----- DATASET EXCERPTS -----

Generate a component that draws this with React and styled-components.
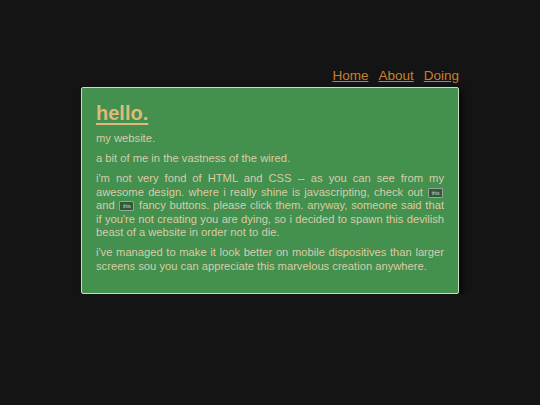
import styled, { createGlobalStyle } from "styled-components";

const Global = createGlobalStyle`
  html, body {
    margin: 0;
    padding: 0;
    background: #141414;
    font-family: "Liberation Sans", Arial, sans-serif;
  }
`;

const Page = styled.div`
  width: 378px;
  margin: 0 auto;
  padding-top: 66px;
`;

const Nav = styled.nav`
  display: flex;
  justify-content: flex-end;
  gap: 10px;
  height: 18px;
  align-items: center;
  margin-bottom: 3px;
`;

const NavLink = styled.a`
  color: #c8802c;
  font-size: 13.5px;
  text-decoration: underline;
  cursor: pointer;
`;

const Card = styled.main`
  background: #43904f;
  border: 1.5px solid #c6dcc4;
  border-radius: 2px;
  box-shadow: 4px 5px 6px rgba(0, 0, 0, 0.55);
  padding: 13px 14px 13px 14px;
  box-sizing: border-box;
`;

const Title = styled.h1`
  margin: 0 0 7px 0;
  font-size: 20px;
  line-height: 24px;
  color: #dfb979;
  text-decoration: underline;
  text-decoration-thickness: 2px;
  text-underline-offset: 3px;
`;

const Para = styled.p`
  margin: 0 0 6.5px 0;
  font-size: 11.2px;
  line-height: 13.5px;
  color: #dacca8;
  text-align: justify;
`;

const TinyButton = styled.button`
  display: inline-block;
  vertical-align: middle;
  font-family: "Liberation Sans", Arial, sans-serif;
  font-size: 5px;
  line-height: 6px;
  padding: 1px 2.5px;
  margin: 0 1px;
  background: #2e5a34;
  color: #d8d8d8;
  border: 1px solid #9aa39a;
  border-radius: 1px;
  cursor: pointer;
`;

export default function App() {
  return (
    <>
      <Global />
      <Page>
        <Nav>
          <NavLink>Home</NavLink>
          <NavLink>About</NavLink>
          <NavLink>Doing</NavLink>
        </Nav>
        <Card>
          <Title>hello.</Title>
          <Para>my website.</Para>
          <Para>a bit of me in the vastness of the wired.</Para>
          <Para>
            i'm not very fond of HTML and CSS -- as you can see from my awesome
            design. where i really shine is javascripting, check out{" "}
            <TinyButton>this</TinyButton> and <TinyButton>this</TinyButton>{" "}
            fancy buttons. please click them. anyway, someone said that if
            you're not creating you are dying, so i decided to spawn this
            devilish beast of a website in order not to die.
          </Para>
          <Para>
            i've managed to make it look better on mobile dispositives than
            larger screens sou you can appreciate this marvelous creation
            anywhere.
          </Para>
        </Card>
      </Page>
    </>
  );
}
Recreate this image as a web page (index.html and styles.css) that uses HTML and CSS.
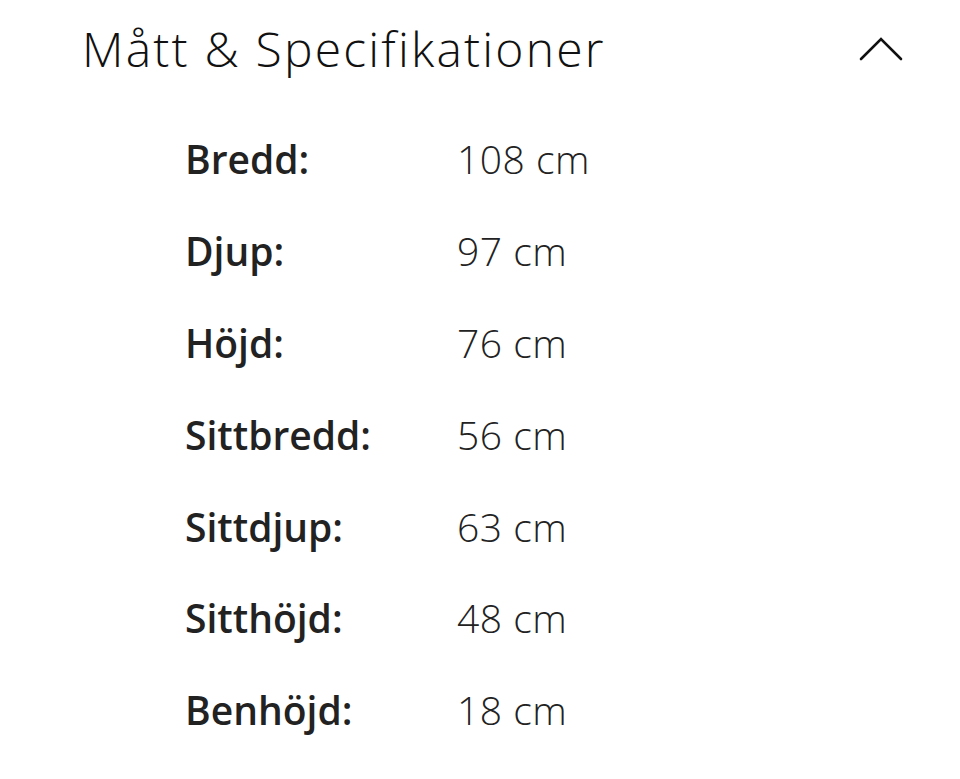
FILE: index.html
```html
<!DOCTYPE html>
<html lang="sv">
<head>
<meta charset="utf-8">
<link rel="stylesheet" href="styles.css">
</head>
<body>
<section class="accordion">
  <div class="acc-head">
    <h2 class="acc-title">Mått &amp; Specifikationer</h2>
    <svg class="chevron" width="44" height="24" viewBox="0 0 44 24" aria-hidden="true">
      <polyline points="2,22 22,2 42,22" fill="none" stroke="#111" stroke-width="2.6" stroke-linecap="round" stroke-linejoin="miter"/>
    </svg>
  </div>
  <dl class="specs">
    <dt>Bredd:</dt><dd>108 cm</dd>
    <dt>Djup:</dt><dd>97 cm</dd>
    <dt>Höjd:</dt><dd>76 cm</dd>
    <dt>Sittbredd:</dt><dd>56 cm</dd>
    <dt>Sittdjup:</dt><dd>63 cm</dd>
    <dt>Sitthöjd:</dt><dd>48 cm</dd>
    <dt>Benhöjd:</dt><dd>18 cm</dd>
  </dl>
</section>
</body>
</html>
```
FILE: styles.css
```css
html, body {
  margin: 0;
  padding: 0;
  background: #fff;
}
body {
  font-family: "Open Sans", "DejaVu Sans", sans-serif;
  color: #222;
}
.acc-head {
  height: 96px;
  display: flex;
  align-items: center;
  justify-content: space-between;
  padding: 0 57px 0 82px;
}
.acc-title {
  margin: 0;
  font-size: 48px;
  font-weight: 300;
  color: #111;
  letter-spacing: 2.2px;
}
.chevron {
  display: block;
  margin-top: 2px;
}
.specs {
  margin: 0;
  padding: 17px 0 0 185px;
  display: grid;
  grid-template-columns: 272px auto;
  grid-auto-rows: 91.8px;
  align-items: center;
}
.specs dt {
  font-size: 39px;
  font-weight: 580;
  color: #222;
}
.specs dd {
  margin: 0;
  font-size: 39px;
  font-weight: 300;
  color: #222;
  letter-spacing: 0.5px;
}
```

-----

:: INSTRUCTIONS FOR THE TASK ::
Reproduce every line of the material precisely, omitting its pictures.

:: EXERCISE OUTPUT ::
Generate a component that draws this with React and styled-components.
import styled, { createGlobalStyle } from "styled-components";

const Global = createGlobalStyle`
  html, body {
    margin: 0;
    padding: 0;
    background: #141414;
    font-family: "Liberation Sans", Arial, sans-serif;
  }
`;

const Page = styled.div`
  width: 378px;
  margin: 0 auto;
  padding-top: 66px;
`;

const Nav = styled.nav`
  display: flex;
  justify-content: flex-end;
  gap: 10px;
  height: 18px;
  align-items: center;
  margin-bottom: 3px;
`;

const NavLink = styled.a`
  color: #c8802c;
  font-size: 13.5px;
  text-decoration: underline;
  cursor: pointer;
`;

const Card = styled.main`
  background: #43904f;
  border: 1.5px solid #c6dcc4;
  border-radius: 2px;
  box-shadow: 4px 5px 6px rgba(0, 0, 0, 0.55);
  padding: 13px 14px 13px 14px;
  box-sizing: border-box;
`;

const Title = styled.h1`
  margin: 0 0 7px 0;
  font-size: 20px;
  line-height: 24px;
  color: #dfb979;
  text-decoration: underline;
  text-decoration-thickness: 2px;
  text-underline-offset: 3px;
`;

const Para = styled.p`
  margin: 0 0 6.5px 0;
  font-size: 11.2px;
  line-height: 13.5px;
  color: #dacca8;
  text-align: justify;
`;

const TinyButton = styled.button`
  display: inline-block;
  vertical-align: middle;
  font-family: "Liberation Sans", Arial, sans-serif;
  font-size: 5px;
  line-height: 6px;
  padding: 1px 2.5px;
  margin: 0 1px;
  background: #2e5a34;
  color: #d8d8d8;
  border: 1px solid #9aa39a;
  border-radius: 1px;
  cursor: pointer;
`;

export default function App() {
  return (
    <>
      <Global />
      <Page>
        <Nav>
          <NavLink>Home</NavLink>
          <NavLink>About</NavLink>
          <NavLink>Doing</NavLink>
        </Nav>
        <Card>
          <Title>hello.</Title>
          <Para>my website.</Para>
          <Para>a bit of me in the vastness of the wired.</Para>
          <Para>
            i'm not very fond of HTML and CSS -- as you can see from my awesome
            design. where i really shine is javascripting, check out{" "}
            <TinyButton>this</TinyButton> and <TinyButton>this</TinyButton>{" "}
            fancy buttons. please click them. anyway, someone said that if
            you're not creating you are dying, so i decided to spawn this
            devilish beast of a website in order not to die.
          </Para>
          <Para>
            i've managed to make it look better on mobile dispositives than
            larger screens sou you can appreciate this marvelous creation
            anywhere.
          </Para>
        </Card>
      </Page>
    </>
  );
}
Recreate this image as a web page (index.html and styles.css) that uses HTML and CSS.
FILE: index.html
```html
<!DOCTYPE html>
<html lang="sv">
<head>
<meta charset="utf-8">
<link rel="stylesheet" href="styles.css">
</head>
<body>
<section class="accordion">
  <div class="acc-head">
    <h2 class="acc-title">Mått &amp; Specifikationer</h2>
    <svg class="chevron" width="44" height="24" viewBox="0 0 44 24" aria-hidden="true">
      <polyline points="2,22 22,2 42,22" fill="none" stroke="#111" stroke-width="2.6" stroke-linecap="round" stroke-linejoin="miter"/>
    </svg>
  </div>
  <dl class="specs">
    <dt>Bredd:</dt><dd>108 cm</dd>
    <dt>Djup:</dt><dd>97 cm</dd>
    <dt>Höjd:</dt><dd>76 cm</dd>
    <dt>Sittbredd:</dt><dd>56 cm</dd>
    <dt>Sittdjup:</dt><dd>63 cm</dd>
    <dt>Sitthöjd:</dt><dd>48 cm</dd>
    <dt>Benhöjd:</dt><dd>18 cm</dd>
  </dl>
</section>
</body>
</html>
```
FILE: styles.css
```css
html, body {
  margin: 0;
  padding: 0;
  background: #fff;
}
body {
  font-family: "Open Sans", "DejaVu Sans", sans-serif;
  color: #222;
}
.acc-head {
  height: 96px;
  display: flex;
  align-items: center;
  justify-content: space-between;
  padding: 0 57px 0 82px;
}
.acc-title {
  margin: 0;
  font-size: 48px;
  font-weight: 300;
  color: #111;
  letter-spacing: 2.2px;
}
.chevron {
  display: block;
  margin-top: 2px;
}
.specs {
  margin: 0;
  padding: 17px 0 0 185px;
  display: grid;
  grid-template-columns: 272px auto;
  grid-auto-rows: 91.8px;
  align-items: center;
}
.specs dt {
  font-size: 39px;
  font-weight: 580;
  color: #222;
}
.specs dd {
  margin: 0;
  font-size: 39px;
  font-weight: 300;
  color: #222;
  letter-spacing: 0.5px;
}
```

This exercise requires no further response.